Williams monitoring waiver wire quietly
CHICAGO -- Don't look for quotes from Ken Williams about continued help he might be seeking for his American League Central leaders via the waiver wire during the month of August.
That talk would be somewhat disrespectful to the players currently on the roster who have brought the 2012 team to their lofty perch. But that respect factor doesn't preclude the White Sox general manager from keeping more than an eye open for that one extra piece that could push the team to greater postseason glory.
"It's a mistake to sit in this chair and feel like there's not one more move to make," said Williams. "So, I will constantly challenge our staff to find that one more move, that difference maker.
"Sometimes the difference maker isn't an impact player. Sometimes it's a fit here or there. That's the best way I can put it. We are always looking for that one more move."
Waiver wire decisions present an interesting game within the game as to whether a team should claim a player as a potential block or let him possibly fall to another contender. But with the White Sox pretty well set across the diamond, don't look for an Alex Rios-type of talent or contract to be added like he was on Aug. 10, 2009.
"This is a different situation because we are where we are and we don't have a lot of positions where if you claim somebody they're going to come in and play," Williams said. "And then once you start talking about those possibilities you take away, I think, from your club and the people that have brought you to this point.
"So I'd rather not get into it and talk about it. We have what we have right here and we'll fight together with these guys. You certainly don't want to allow teams with better records than you to capitalize on players. The fortunate thing when you're on top of your division is you're darn near last in the claiming order. So it helps me from doing something stupid."
Williams admitted to monetary constraints making potential additions more challenging, as he was able to get money included in deals for Kevin Youkilis and Brett Myers. But he won't use it as an excuse.
"We are where we are. You haven't heard any crying from us," Williams said. "We're grinding it out, just like we're asking the players to grind it out. It's up to us to do the same thing.
"You first identify the possibilities that are out there and try to be as resourceful as you can to make it happen. Some times you're more successful than others."
Playoff push won't change mindset
CHICAGO -- As the 58-game push to the postseason begins for the White Sox, they don't plan on changing the one-day-at-a-time philosophy that has brought them to this point.
"Just take it day by day, try to win the first game of every series, which obviously is a tone-setter for the series and just grind it out like they always have," White Sox general manager Ken Williams said. "The work hasn't changed.
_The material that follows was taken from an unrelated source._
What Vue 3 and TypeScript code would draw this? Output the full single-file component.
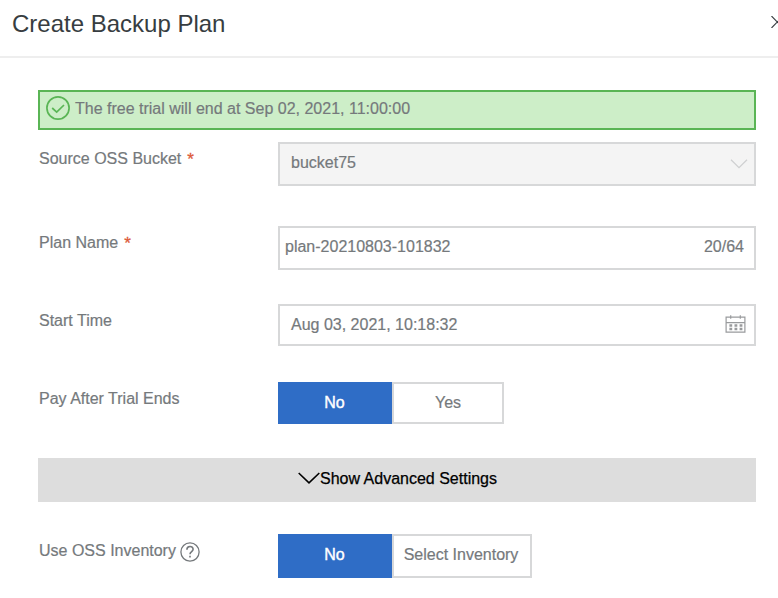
<script setup lang="ts">
import { ref } from 'vue'

const bucket = ref('bucket75')
const planName = ref('plan-20210803-101832')
const startTime = ref('Aug 03, 2021, 10:18:32')
const payAfterTrial = ref(false)
const useInventory = ref(false)
const maxLength = 64
</script>

<template>
  <section class="dialog">
    <header class="header">
      <h1 class="title">Create Backup Plan</h1>
      <svg class="close" width="12" height="12" viewBox="0 0 12 12">
        <path d="M0.5 0 L12 12 M0.5 12 L12 0" />
      </svg>
    </header>

    <main class="body">
      <div class="notice">
        <svg class="notice-icon" width="24" height="24" viewBox="0 0 24 24">
          <circle cx="12" cy="12" r="11.1" />
          <path d="M6.2 12 L10.7 16.1 L18 9" />
        </svg>
        <span class="notice-text">The free trial will end at Sep 02, 2021, 11:00:00</span>
      </div>

      <div class="row row-bucket">
        <div class="label"><span>Source OSS Bucket</span><span class="required">*</span></div>
        <div class="field disabled">
          <span class="value">{{ bucket }}</span>
          <svg class="arrow" width="18" height="10" viewBox="0 0 18 10">
            <path d="M1 0.8 L9 8.6 L17 0.8" />
          </svg>
        </div>
      </div>

      <div class="row row-name">
        <div class="label"><span>Plan Name</span><span class="required">*</span></div>
        <div class="field name-field">
          <span class="value">{{ planName }}</span>
          <span class="count">{{ planName.length }}/{{ maxLength }}</span>
        </div>
      </div>

      <div class="row row-time">
        <div class="label"><span>Start Time</span></div>
        <div class="field short">
          <span class="value">{{ startTime }}</span>
          <svg class="calendar" width="21" height="18" viewBox="0 0 21 18">
            <path d="M1.1 2.2 H19.9 V17.1 H1.1 Z M1.1 7.7 H19.9" />
            <path d="M5.7 0.3 V3.8 M15.3 0.3 V3.8" />
            <path class="dots" d="M4.4 10.4 H17.4 M4.4 13.9 H17.4" />
          </svg>
        </div>
      </div>

      <div class="row row-pay">
        <div class="label"><span>Pay After Trial Ends</span></div>
        <div class="toggle short">
          <button :class="['option', { active: !payAfterTrial }]" @click="payAfterTrial = false">No</button>
          <button :class="['option', 'yes', { active: payAfterTrial }]" @click="payAfterTrial = true">Yes</button>
        </div>
      </div>

      <div class="advanced">
        <svg class="advanced-icon" width="22" height="12" viewBox="0 0 22 12">
          <path d="M0.7 1 L11 10.8 L21.3 1" />
        </svg>
        <span class="advanced-text">Show Advanced Settings</span>
      </div>

      <div class="row row-inventory">
        <div class="label">
          <span>Use OSS Inventory</span>
          <svg class="help" width="20" height="20" viewBox="0 0 20 20">
            <circle cx="10" cy="10" r="9.1" />
            <path class="mark" d="M6.9 7.8 C6.9 3.4 13.1 3.6 13.1 7.3 C13.1 9.6 10 9.6 10 12.3" />
            <path class="mark" d="M10 13.8 V15.6" />
          </svg>
        </div>
        <div class="toggle">
          <button :class="['option', { active: !useInventory }]" @click="useInventory = false">No</button>
          <button :class="['option', 'inventory', { active: useInventory }]" @click="useInventory = true">Select Inventory</button>
        </div>
      </div>
    </main>
  </section>
</template>

<style>
body {
  margin: 0;
  overflow: hidden;
  background: #fff;
}
</style>

<style scoped>
.dialog {
  width: 100%;
  height: 598px;
  box-sizing: border-box;
  overflow: hidden;
  background: #fff;
  color: #75797c;
  font-family: "Liberation Sans", Arial, sans-serif;
  font-size: 16px;
  line-height: 20px;
  -webkit-text-stroke: 0.2px currentColor;
}
svg {
  flex: none;
  fill: none;
  stroke: currentColor;
}
.header {
  display: flex;
  justify-content: space-between;
  height: 56px;
  border-bottom: 2px solid #eee;
  padding-left: 12px;
}
.title {
  margin: 8px 0 0;
  color: #373d41;
  font-size: 24px;
  font-weight: 400;
  line-height: 32px;
  -webkit-text-stroke: 0;
}
.close {
  margin: 16px -5px 0 0;
  color: #373d41;
  stroke-width: 1.1;
}
.body {
  padding: 32px 22px 0 38px;
}
.notice {
  display: flex;
  box-sizing: border-box;
  height: 40px;
  padding: 4px 6px;
  border: 2px solid #5ab555;
  background: #cdeec8;
}
.notice-icon {
  color: #5ab555;
  stroke-width: 1.7;
}
.notice-text {
  margin: 3px 0 0 5px;
}
.row {
  display: flex;
}
.row-bucket { margin-top: 12px; }
.row-name { margin-top: 40px; }
.row-time { margin-top: 34px; }
.row-pay { margin-top: 36px; }
.row-inventory { margin-top: 32px; }
.label {
  display: flex;
  flex: none;
  box-sizing: border-box;
  width: 240px;
  padding: 7px 0 0 1px;
  white-space: nowrap;
}
.required {
  margin: 1px 0 0 6px;
  color: #dd5a3a;
  font-size: 17px;
  -webkit-text-stroke: 0.3px currentColor;
}
.field {
  display: flex;
  flex: 1;
  justify-content: space-between;
  box-sizing: border-box;
  height: 44px;
  padding: 9px 10px 0 11px;
  border: 2px solid #d7d8d9;
}
.short {
  height: 42px;
}
.disabled {
  padding-right: 6px;
  background: #f4f4f4;
}
.name-field {
  padding-left: 5px;
}
.arrow {
  margin-top: 6px;
  color: #cfd0d1;
  stroke-width: 1.3;
}
.calendar {
  margin: 0 -2px 0 0;
  color: #999b9d;
  stroke-width: 1.2;
}
.dots {
  stroke-width: 2.5;
  stroke-dasharray: 2.8 2.3;
}
.toggle {
  display: flex;
  height: 44px;
}
.toggle.short {
  height: 42px;
}
.option {
  box-sizing: border-box;
  width: 114px;
  height: 100%;
  margin: 0;
  padding: 0 1px 2px 0;
  border: 2px solid #d7d8d9;
  border-radius: 0;
  background: #fff;
  color: inherit;
  font: inherit;
  white-space: nowrap;
}
.short .option {
  padding-bottom: 0;
}
.option.active {
  border-color: #2f6dc6;
  background: #2f6dc6;
  color: #fff;
  -webkit-text-stroke: 0.4px #fff;
}
.option.yes {
  width: 112px;
  padding-right: 0;
}
.option.inventory {
  width: 140px;
  padding-right: 2px;
}
.advanced {
  display: flex;
  justify-content: center;
  box-sizing: border-box;
  height: 44px;
  margin-top: 34px;
  padding: 11px 0 0 1px;
  background: #ddd;
  color: #000;
}
.advanced-icon {
  margin-top: 3px;
  stroke-width: 1.6;
}
.advanced-text {
  -webkit-text-stroke: 0.25px #000;
}
.help {
  margin: 1px 0 0 4px;
  stroke-width: 1.3;
}
.mark {
  stroke-width: 1.6;
}
</style>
So the approach need not change. Let's just keep grinding away and see where we end up when it's all said and done."
"We like coming to the park and enjoy being here," White Sox second baseman Gordon Beckham said. "I don't know if I've been here when we've been in this spot this late. We've always kind of had some what-ifs, but it seems like we are on the right track here. So, for three seasons it wasn't like this. Now it feels like we've got a good chance to win this thing."
Williams: Liriano the right pitcher to reach goal
CHICAGO -- There were other pitchers on the market that the White Sox could have pursued before trading for Francisco Liriano. But according to general manager Ken Williams, Liriano made the best sense to help them find success in the playoffs and not just get to the playoffs.
"While there might be some other guys out there who were available, I just felt that Liriano's one that all he really has to do is be in the strike zone on a more consistent basis," Williams said. "[White Sox pitching coach Don Cooper] and I have been through this drill before. There were some very immediate and obvious things that we felt could get him in that zone a little bit more and that's all it takes, and I think he can be an impact guy.
"Now you put him into a situation where he's in a roll and we're in the playoffs, he can shut somebody down and he can shut anybody down if he's right. We're [going] after the big prize and not just to get in to say, 'Ooh, we've been to the playoffs.' That's never been our goal."
During trade talks, Williams made it clear very early on to other teams that he wasn't about to mess with the chemistry on the field.
"You don't get into overhauling something that's working," Williams said.
Third to first
The White Sox adjusted their rotation to have Chris Sale start Monday and Jake Peavy start Tuesday. Peavy was given the extra day after throwing eight innings Wednesday. Sale will be working on nine days between starts.
Right-handed pitcher Chris Devenski was sent to Houston as the player to be named in the Brett Myers trade from July 21. Dewayne Wise, who produced one of the most famous catches in White Sox history to take a ninth-inning homer away from Gabe Kapler during Mark Buehrle's perfect game on July 23, 2009, has rejoined the White Sox via a Minor League deal. He will report to Triple-A Charlotte.
"We feel he needs some at-bats because he hasn't played in a while," Williams said. "But we feel that at some point he can be part of the equation and help us on the bench." A.J. Pierzynski has homered in three straight games for the first time since May 14-18, 2005, when he homered in four straight. The White Sox are hitting .321 over their last 12 home games and have outscored opponents 84-42 during that time. White Sox pitchers have limited the opposition to a .133 average with runners in scoring position over the last 10 games.